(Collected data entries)
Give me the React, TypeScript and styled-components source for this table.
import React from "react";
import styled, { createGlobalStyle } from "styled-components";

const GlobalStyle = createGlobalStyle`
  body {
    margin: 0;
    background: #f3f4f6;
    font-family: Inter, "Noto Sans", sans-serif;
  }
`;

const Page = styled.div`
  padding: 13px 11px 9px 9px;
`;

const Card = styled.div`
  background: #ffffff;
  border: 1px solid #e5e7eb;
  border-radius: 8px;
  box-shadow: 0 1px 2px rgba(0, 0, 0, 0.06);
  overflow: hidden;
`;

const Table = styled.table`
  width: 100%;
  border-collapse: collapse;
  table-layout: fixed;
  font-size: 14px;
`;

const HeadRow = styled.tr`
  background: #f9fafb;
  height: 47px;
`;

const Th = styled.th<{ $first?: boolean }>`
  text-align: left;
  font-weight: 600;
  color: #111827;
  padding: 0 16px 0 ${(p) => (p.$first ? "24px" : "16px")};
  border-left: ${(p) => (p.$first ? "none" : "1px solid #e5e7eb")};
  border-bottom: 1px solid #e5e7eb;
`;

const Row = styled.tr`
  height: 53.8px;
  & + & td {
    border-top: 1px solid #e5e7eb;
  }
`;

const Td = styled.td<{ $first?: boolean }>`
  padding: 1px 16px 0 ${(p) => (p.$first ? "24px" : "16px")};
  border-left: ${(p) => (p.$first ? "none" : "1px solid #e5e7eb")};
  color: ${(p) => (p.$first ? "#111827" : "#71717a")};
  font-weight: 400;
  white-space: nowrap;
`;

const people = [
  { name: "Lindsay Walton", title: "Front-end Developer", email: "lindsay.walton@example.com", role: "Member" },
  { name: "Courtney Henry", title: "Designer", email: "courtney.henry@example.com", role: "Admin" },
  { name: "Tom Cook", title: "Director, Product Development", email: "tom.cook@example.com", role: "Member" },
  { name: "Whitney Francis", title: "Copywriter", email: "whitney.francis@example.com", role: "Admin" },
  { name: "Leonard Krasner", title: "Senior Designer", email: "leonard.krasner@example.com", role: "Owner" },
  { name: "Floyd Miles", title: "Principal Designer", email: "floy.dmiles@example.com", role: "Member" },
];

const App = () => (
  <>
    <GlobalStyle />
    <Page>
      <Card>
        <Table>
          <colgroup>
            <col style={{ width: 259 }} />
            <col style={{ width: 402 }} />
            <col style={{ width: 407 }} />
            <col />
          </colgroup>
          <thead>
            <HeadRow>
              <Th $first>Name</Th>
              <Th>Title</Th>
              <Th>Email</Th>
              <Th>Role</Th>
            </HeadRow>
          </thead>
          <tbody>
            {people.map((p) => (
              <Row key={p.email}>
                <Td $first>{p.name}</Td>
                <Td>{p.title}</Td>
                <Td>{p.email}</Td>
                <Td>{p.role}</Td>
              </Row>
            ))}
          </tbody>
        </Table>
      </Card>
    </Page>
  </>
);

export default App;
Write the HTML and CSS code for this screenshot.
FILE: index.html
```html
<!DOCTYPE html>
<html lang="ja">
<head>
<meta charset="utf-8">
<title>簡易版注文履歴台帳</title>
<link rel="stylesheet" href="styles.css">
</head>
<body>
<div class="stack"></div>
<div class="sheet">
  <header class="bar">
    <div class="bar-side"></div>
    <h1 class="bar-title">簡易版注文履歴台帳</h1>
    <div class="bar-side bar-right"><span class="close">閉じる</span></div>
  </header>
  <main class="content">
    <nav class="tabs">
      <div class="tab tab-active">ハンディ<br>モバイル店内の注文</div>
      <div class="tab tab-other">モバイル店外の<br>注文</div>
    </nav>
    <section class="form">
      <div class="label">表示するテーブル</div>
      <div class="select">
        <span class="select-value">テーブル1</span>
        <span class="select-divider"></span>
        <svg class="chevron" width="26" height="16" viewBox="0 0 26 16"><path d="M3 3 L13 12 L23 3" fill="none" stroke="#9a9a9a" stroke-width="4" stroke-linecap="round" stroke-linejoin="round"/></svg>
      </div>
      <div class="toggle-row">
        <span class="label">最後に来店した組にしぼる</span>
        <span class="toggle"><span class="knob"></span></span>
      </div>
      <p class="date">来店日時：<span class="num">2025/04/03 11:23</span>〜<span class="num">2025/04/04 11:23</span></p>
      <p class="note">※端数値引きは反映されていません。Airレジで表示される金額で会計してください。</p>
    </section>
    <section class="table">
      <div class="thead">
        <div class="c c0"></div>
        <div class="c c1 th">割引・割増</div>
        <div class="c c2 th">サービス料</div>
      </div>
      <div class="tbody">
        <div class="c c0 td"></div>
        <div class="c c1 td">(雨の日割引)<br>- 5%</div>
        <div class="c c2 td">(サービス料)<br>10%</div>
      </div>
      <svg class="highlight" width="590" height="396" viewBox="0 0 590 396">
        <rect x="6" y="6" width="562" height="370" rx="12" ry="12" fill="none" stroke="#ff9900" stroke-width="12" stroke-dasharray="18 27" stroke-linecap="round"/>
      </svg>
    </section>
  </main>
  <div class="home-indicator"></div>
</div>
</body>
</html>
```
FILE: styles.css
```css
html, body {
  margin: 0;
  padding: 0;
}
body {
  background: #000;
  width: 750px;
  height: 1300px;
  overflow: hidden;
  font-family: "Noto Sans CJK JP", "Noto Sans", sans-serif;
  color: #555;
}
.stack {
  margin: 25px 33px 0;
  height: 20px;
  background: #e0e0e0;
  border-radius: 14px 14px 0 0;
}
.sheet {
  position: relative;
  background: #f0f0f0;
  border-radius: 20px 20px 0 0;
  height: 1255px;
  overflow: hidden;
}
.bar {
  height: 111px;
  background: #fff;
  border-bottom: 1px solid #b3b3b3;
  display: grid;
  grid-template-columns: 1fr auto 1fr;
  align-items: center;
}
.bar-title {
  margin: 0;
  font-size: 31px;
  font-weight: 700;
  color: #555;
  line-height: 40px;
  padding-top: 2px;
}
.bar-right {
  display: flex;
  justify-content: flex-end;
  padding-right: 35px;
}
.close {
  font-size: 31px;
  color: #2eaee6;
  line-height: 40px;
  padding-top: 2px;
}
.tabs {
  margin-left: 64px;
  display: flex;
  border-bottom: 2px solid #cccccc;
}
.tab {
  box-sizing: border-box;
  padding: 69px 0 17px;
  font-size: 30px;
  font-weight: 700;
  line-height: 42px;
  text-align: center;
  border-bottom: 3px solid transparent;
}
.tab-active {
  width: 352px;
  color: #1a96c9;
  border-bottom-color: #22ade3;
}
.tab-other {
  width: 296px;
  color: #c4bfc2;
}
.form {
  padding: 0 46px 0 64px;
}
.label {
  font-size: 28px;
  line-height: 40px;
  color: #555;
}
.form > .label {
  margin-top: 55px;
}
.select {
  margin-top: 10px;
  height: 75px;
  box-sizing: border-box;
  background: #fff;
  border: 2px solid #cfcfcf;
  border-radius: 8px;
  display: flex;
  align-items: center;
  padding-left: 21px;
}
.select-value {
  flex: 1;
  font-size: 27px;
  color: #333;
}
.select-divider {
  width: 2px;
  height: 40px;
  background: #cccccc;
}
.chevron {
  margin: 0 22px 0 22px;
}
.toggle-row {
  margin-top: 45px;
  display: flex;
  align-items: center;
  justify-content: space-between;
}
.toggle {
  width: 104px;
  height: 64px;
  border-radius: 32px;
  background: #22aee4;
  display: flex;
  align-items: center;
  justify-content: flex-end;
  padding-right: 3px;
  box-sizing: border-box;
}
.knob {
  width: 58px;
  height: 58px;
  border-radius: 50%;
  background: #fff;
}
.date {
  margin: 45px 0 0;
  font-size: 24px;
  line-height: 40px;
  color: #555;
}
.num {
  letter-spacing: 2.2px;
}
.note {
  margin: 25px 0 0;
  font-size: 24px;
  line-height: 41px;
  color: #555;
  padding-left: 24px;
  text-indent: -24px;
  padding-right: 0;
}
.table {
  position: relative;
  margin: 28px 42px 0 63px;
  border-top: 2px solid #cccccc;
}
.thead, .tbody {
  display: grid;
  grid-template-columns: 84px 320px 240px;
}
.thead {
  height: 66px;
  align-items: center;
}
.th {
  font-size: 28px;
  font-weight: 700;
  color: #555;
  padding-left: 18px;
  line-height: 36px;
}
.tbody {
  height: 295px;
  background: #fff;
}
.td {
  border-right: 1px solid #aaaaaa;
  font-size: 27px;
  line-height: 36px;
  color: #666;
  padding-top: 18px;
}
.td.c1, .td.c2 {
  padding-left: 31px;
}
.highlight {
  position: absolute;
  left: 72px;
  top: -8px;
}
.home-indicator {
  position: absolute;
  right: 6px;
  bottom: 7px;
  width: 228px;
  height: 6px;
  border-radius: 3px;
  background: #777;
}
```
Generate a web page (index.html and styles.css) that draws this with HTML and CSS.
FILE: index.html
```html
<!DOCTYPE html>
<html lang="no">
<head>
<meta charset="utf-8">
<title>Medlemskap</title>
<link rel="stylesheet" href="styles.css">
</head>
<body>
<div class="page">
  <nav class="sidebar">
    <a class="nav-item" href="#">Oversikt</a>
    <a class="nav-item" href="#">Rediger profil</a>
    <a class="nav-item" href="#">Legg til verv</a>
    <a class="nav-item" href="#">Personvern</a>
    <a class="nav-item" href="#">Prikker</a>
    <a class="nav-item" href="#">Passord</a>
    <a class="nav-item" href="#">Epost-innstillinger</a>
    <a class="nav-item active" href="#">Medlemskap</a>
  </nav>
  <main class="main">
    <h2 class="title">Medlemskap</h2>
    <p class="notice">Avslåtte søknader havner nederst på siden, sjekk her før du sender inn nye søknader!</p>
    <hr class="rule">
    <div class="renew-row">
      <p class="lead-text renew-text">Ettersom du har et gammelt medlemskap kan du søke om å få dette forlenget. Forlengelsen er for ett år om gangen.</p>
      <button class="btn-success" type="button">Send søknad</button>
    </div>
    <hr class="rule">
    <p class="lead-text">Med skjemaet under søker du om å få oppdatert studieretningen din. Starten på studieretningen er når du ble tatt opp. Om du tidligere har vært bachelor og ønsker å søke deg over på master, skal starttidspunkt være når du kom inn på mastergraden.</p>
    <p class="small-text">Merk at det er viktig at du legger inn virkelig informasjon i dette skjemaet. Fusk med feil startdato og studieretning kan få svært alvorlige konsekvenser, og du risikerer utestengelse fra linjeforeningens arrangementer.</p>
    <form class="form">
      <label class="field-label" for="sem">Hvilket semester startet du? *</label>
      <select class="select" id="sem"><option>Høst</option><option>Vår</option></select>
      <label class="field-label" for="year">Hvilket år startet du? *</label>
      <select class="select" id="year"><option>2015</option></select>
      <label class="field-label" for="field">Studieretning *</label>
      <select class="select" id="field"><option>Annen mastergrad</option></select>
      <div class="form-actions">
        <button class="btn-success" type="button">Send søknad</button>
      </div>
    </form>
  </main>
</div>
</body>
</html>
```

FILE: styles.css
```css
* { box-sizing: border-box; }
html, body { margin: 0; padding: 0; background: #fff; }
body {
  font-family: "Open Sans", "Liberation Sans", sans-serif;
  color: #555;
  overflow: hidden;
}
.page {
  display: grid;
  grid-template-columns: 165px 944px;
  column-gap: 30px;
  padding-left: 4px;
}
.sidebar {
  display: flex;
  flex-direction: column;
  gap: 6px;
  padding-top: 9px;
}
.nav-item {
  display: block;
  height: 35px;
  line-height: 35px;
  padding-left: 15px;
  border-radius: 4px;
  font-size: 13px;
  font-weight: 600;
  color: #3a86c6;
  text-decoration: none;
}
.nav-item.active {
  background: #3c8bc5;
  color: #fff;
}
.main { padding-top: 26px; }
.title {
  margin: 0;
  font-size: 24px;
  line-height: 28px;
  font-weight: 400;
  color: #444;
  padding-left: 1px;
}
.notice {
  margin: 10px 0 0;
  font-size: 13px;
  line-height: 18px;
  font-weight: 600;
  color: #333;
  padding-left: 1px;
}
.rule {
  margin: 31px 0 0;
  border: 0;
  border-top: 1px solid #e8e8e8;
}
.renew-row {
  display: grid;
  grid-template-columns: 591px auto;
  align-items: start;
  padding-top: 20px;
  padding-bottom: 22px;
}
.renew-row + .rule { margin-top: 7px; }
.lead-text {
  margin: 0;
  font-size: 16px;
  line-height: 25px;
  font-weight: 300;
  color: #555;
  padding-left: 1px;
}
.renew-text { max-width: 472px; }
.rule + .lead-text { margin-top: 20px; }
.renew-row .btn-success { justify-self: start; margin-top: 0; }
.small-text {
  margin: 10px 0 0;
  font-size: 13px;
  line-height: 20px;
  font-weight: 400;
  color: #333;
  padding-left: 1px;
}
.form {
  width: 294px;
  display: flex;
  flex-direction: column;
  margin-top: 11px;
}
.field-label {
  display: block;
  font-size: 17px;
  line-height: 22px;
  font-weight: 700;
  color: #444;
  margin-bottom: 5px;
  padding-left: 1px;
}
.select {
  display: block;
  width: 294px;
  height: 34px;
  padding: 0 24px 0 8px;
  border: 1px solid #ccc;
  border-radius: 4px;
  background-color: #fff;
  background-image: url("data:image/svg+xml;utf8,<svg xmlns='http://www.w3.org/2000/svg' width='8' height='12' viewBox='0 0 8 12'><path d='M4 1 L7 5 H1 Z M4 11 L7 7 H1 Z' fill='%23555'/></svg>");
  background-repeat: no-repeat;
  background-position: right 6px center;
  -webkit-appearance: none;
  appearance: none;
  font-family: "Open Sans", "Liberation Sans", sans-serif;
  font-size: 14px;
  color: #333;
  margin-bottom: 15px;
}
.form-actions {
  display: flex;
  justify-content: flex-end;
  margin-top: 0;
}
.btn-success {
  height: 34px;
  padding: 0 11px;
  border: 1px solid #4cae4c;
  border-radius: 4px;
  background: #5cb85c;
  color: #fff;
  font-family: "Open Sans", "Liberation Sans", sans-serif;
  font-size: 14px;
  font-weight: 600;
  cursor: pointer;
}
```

*Request*
Pull out every line in the data above that has the word "React".

*Written response*
Give me the React, TypeScript and styled-components source for this table.
import React from "react";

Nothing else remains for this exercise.